I love to express myself through writing. But lately our love is experiencing a bump…it’s being tested…
This week I started the Great Writers challenge. I love a good challenge. However, I have a bad habit of selecting challenges that are not really a challenge.
I know…I know, please don’t judge me. I’m with friends here. Right?
With you, I believe I can keep it real–meaning we will be honest with one another.
Where was I? …. Oh yeah, challenges.
There is something about knowing I can achieve the challenge that entices me more than the actual challenge itself. I recognized this about myself last year and determined in 2012 I would move from this space—a space of personal comfort instead of personal growth.
It is now June. We are halfway through the year and I find myself wondering …what were you thinking lady?!
I am stretching, pulling, and molding myself. I love the results. But I am so uncomfortable with the process.
Looking for a Good Excuse
So, this morning for the Great Writers challenge I woke two hours early to write. My alarm interrupted my deep slumber at 3:30 am.
**I’ll pause and let that settle in. **
I literally crawled out of bed. This is only the second day of rising early. But my brain is wondering, yet again, what are you thinking lady?!

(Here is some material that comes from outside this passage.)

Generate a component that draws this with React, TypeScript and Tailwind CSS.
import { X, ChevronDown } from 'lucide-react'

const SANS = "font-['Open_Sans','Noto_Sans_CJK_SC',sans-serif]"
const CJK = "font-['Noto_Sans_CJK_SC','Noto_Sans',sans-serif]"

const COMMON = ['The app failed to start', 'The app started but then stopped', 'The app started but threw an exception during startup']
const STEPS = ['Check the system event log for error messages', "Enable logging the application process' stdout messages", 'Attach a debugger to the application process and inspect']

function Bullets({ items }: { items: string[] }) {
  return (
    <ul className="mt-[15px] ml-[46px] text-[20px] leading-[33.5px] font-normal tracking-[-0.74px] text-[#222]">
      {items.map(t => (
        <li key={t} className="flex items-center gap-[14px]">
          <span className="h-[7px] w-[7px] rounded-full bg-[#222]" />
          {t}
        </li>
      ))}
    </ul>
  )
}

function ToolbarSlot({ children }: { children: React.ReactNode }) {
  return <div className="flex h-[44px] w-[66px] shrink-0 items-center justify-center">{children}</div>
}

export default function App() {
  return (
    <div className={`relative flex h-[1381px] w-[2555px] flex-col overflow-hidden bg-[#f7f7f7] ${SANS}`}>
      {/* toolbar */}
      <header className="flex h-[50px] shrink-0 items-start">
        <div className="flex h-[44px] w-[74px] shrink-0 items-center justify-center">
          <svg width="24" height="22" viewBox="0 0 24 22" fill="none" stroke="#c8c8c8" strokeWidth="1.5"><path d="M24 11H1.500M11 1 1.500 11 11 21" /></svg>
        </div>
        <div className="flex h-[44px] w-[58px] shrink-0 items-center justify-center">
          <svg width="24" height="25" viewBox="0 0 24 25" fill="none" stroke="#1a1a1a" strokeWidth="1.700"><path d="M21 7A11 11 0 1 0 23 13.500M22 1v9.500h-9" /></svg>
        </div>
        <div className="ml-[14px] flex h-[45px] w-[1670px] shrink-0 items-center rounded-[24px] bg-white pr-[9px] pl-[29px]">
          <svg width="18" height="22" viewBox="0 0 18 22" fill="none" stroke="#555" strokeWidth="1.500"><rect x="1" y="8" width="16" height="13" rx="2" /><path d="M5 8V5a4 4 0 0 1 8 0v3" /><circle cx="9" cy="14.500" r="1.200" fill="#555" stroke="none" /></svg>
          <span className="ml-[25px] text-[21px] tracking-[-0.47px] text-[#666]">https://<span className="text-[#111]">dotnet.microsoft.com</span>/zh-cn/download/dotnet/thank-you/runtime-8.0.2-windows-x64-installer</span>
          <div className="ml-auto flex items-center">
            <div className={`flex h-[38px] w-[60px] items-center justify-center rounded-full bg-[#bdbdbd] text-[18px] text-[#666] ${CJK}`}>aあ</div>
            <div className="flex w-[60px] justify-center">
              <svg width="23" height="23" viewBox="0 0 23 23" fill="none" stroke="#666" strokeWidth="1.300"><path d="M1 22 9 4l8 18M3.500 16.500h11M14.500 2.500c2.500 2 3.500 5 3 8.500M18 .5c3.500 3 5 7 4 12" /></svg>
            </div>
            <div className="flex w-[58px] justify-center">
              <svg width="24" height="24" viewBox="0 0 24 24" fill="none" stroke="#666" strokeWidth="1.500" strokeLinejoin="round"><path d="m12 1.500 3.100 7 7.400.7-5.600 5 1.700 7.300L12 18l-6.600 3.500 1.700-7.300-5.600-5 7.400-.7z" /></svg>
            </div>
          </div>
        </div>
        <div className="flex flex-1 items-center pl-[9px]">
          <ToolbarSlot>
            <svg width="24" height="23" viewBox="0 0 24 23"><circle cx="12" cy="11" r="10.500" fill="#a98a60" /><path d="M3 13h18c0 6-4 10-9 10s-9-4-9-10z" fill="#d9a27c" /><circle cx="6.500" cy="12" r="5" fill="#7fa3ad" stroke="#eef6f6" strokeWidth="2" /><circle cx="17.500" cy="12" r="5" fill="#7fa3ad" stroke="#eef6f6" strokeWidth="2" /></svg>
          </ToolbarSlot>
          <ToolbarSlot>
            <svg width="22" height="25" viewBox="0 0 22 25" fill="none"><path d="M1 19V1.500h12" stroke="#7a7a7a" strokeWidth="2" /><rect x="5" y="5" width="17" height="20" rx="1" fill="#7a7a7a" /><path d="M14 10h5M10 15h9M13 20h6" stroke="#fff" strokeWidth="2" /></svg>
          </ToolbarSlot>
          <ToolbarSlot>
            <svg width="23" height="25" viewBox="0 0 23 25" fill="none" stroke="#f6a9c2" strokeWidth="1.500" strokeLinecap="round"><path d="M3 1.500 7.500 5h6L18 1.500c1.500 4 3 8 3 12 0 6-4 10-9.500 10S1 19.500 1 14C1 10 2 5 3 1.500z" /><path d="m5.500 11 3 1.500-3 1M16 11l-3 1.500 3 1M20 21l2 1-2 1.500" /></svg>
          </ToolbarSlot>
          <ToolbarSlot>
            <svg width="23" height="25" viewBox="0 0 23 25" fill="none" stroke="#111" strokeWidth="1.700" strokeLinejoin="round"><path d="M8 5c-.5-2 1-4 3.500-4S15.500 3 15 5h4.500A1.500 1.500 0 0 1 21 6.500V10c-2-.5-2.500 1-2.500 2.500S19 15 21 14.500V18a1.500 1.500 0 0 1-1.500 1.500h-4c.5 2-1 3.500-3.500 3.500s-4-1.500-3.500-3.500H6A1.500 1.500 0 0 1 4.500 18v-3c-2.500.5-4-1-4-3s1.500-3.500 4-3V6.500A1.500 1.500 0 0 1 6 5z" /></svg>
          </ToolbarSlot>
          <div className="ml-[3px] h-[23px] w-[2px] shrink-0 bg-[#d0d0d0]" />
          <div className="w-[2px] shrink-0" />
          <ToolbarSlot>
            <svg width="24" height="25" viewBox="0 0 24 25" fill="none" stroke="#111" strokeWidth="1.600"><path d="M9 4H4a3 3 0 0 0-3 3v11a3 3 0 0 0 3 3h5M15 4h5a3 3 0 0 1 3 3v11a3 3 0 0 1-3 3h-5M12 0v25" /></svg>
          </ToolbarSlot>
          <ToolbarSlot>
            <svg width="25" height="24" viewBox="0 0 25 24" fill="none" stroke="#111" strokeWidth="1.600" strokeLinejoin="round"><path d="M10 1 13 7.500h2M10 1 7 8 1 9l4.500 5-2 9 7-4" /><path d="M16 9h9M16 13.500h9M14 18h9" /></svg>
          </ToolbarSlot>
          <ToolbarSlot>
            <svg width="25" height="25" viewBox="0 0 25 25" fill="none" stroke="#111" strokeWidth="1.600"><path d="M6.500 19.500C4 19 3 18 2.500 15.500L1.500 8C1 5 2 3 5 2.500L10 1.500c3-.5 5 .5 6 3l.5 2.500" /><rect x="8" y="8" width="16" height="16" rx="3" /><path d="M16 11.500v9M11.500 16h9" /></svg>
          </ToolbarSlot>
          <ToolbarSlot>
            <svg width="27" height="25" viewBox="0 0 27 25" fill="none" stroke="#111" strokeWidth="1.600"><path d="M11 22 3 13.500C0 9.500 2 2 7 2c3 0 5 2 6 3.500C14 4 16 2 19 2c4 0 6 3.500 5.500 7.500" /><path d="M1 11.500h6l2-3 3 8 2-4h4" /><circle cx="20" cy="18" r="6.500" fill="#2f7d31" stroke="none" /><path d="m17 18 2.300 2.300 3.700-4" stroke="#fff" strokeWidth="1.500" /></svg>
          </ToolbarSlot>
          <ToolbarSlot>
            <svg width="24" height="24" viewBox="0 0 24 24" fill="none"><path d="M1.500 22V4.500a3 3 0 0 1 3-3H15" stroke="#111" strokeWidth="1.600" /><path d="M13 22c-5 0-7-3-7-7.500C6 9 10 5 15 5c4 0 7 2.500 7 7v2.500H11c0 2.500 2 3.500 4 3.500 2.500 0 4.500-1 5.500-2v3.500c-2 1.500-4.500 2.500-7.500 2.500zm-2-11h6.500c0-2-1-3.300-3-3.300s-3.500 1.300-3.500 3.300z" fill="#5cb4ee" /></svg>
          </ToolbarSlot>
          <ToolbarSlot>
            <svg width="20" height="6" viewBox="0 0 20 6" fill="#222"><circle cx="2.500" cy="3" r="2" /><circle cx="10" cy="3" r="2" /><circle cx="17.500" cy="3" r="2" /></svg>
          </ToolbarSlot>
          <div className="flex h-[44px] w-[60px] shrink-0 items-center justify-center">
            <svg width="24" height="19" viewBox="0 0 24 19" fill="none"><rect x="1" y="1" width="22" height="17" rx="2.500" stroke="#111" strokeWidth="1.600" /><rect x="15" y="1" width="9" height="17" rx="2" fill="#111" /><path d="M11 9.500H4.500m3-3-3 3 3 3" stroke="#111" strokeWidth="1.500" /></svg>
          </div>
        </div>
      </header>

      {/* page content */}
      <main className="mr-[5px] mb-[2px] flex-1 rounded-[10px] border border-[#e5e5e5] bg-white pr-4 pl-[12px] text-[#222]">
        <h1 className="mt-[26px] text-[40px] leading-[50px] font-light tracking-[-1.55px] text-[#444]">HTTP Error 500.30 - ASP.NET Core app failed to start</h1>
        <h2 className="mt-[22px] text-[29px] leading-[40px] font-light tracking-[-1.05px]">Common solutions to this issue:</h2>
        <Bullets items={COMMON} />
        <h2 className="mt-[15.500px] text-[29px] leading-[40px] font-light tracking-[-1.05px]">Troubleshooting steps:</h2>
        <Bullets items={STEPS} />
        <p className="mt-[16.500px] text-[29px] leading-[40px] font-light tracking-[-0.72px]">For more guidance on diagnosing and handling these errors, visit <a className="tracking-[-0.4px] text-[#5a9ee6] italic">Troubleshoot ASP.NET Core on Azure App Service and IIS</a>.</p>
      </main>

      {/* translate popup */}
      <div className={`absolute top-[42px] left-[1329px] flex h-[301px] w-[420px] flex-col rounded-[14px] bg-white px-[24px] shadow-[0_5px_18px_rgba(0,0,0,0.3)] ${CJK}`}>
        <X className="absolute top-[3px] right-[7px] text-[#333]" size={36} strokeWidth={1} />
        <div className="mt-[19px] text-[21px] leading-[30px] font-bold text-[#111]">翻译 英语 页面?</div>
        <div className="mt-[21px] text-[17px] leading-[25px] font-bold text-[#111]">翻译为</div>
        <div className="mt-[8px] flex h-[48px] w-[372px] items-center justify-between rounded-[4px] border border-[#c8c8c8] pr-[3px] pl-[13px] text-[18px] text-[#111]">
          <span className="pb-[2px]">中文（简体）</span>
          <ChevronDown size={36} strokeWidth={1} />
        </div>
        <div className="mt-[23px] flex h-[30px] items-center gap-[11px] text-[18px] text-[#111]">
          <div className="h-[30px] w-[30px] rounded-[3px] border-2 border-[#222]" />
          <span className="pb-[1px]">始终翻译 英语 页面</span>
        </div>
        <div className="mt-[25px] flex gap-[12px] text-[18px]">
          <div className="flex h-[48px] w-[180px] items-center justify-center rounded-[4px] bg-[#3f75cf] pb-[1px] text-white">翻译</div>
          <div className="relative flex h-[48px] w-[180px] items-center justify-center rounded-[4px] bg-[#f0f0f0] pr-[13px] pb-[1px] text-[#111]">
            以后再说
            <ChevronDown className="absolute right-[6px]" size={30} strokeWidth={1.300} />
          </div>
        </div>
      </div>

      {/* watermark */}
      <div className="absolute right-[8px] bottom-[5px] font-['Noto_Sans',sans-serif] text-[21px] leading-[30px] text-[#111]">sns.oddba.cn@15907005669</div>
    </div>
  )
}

At 3:30 am I have not one answer.
My brain wants to gravitate toward a good excuse.
Uhh…my alarm clock wasn’t set.
Err…I’ll do it later.
However, upon deciding my dreams were bigger than my buts I get up and sit my butt in my chair.
Sitting in my chair, I take in my surroundings. My book outline is in front of me. I have my purpose written nearby to motivate me. I am alone. The house is quiet, except for the sound of the coffeemaker. My document is blank.
No one would know if I take a little nap. I could always start later. But I would know.
I prayed and prayed for doors to open. I prayed for opportunities to be revealed. Therefore, napping, to me, would be like saying…”God, hold that thought. Give me 10.”
It would be like me sliding out of service before the sermon.
It would be like me sleeping on all the people that have said “We believe in you Dana.”
Activating My Faith
I asked. I believed. He answered.
I am being handed my dream. But I’ll have to work for it.
“Activate your faith in God for breakthroughs
in your life by becoming a breakthrough for
somebody else.” – Unknown
I wanted to cry out in praise. I thanked Him. I grabbed my coffee, positioned my fingers over my keyboard, and activated my faith.
Question: How do you plan to activate your faith today?